As you’ve probably already noted, Patience is wrapped up in timing, and with our relationship with Time. For a lot of us writers, that relationship is fraught. Getting more adept with the Patience Move can shift that relationship into a happier place.
In the first post of this series, I promised to share how to use the Moves to get unstuck. To do so requires you to have a sense of each energy. Let’s recap: There is a natural supportive flow to the Moves. Possibility rises, and bursts into Power, that settles into Process, and gathers into Grace, that finally rests into Patience, where once again Possibility will spring forth . . .
Whenever you are feeling deficiency in one of the Moves, look to the one before it. Feeling Power deficient? Maybe you need a little more Possibility. Not able to settle into Process? Perhaps one last oomph of Power will get you there. Low on Grace? Give it a boost with smart Process. And in the same way, Grace nurtures Patience, and Patience feeds Possibility.
There is also a balancing dynamic amongst the Moves that cuts excess down to size. Knowing the balancing cycle helps when you are in excess with a Move.
A little Possibility will shake you out of excess Process, such as feeling like you are in a writing rut. Process will get you to action if you are frozen in Patience. Patience will douse an excess of Power. Power will jumpstart you when you are resting on your laurels in Grace. And adding Grace (trust) to the mix is a great tactic to cut yourself off when you are spinning in too much Possibility—i.e., it will help you pick a direction, go all in, and see what comes of it.
In the end, the Moves are the base ingredients of the alchemy of your creative productivity. On any given day you will need different ratios of each depending on where you are on your writing project(s) and on which task(s) you are focusing.

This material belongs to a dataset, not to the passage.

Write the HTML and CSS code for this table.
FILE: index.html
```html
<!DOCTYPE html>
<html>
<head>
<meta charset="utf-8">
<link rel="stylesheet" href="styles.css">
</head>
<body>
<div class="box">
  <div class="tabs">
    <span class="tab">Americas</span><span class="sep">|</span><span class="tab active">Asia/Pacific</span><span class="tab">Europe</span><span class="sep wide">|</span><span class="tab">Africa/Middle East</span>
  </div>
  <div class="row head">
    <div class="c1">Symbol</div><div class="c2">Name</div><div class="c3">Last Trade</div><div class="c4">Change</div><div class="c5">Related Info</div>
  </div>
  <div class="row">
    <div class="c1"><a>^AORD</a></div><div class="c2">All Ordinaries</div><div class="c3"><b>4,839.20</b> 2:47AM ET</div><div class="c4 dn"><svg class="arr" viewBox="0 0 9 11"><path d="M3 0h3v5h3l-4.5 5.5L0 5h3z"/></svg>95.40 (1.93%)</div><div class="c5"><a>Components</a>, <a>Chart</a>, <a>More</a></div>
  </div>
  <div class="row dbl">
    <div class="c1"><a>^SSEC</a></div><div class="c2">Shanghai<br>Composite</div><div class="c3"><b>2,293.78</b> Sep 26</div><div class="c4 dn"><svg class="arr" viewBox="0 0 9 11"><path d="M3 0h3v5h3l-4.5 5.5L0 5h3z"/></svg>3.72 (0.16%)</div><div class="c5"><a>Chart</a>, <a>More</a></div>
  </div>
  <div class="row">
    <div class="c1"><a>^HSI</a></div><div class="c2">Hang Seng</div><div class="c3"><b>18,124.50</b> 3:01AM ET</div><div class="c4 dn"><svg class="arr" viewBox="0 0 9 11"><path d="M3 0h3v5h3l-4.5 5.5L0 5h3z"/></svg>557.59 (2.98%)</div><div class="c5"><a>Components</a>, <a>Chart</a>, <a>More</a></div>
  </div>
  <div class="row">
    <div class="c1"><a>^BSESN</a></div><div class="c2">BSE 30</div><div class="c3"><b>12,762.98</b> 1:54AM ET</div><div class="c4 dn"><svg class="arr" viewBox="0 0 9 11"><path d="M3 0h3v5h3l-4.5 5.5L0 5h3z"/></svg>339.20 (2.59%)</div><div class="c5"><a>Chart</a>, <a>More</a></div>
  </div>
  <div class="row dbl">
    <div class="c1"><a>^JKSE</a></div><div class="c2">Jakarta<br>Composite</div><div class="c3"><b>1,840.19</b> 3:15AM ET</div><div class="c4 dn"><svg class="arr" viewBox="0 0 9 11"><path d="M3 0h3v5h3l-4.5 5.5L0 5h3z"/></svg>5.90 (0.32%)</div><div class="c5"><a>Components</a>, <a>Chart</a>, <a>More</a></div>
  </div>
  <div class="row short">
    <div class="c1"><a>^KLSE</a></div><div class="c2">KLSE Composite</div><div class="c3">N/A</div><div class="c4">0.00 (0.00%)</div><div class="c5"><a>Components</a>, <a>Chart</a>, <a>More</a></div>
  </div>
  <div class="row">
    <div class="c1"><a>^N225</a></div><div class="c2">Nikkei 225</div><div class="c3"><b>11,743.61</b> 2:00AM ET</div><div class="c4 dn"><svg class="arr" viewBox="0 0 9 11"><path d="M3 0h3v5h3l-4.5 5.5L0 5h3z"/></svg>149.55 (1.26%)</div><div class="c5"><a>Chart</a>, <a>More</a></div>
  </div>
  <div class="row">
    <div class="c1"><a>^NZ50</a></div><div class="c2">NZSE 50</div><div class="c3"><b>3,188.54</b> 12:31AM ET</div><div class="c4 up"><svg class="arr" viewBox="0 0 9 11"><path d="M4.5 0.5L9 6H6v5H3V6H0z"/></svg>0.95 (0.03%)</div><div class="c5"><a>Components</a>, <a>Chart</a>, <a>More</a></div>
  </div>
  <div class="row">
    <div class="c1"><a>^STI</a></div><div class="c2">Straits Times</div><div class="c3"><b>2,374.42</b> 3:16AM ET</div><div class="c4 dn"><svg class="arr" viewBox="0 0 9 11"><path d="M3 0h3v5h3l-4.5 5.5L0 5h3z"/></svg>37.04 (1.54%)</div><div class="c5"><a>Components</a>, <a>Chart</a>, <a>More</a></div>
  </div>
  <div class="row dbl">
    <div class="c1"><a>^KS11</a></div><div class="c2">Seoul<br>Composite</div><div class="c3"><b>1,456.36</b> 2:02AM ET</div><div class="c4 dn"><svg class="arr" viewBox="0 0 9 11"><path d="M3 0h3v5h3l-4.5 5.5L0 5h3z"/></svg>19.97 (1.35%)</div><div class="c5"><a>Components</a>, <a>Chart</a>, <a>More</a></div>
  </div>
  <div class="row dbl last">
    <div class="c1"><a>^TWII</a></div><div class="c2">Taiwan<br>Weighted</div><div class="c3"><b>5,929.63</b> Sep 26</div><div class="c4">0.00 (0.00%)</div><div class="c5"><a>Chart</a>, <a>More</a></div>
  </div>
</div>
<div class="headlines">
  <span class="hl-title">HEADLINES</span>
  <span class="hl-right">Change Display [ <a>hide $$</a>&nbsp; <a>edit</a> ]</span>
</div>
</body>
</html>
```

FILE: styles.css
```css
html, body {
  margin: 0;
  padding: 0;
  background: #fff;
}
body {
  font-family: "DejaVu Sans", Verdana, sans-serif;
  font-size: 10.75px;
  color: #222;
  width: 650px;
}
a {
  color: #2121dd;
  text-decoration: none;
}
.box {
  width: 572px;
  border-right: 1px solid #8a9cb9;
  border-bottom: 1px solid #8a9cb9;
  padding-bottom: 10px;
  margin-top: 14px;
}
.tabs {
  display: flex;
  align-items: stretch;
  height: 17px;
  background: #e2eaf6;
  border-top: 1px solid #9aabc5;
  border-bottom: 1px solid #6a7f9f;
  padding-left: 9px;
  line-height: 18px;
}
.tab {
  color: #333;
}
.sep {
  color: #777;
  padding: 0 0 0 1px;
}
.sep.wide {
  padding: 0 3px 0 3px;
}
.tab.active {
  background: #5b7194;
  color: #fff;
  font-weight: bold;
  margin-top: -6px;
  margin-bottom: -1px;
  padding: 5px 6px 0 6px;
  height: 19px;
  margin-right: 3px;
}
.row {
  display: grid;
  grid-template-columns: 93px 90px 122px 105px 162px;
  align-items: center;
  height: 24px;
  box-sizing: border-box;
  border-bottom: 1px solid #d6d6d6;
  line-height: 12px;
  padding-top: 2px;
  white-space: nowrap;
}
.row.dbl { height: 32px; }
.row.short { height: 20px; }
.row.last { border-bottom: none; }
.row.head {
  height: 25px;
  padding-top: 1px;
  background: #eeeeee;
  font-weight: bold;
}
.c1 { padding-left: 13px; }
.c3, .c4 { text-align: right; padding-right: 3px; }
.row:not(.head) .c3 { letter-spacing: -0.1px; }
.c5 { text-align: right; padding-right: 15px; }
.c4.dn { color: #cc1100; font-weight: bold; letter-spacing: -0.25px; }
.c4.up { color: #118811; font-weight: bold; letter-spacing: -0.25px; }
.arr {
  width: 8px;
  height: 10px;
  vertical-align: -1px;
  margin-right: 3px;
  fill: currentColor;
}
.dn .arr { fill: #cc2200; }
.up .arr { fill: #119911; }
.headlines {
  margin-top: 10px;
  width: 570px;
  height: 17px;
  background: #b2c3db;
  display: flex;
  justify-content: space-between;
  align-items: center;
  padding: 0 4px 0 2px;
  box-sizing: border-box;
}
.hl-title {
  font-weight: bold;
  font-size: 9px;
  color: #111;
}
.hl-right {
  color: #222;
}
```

Now that you know the Moves, understand their unique qualities, and how you can use them dynamically, you have a whole new set of tools to create more momentum and flow on your writing adventure. At any given moment ask yourself what will serve you and your writing adventure best right now. A dash of Possibility? A dollop of Power? A sprinkle of Process? A pinch of Grace? Or perhaps all you need is an extra splash of Patience to give yourself time to figure it out. Whatever it is . . . . You’ve got this!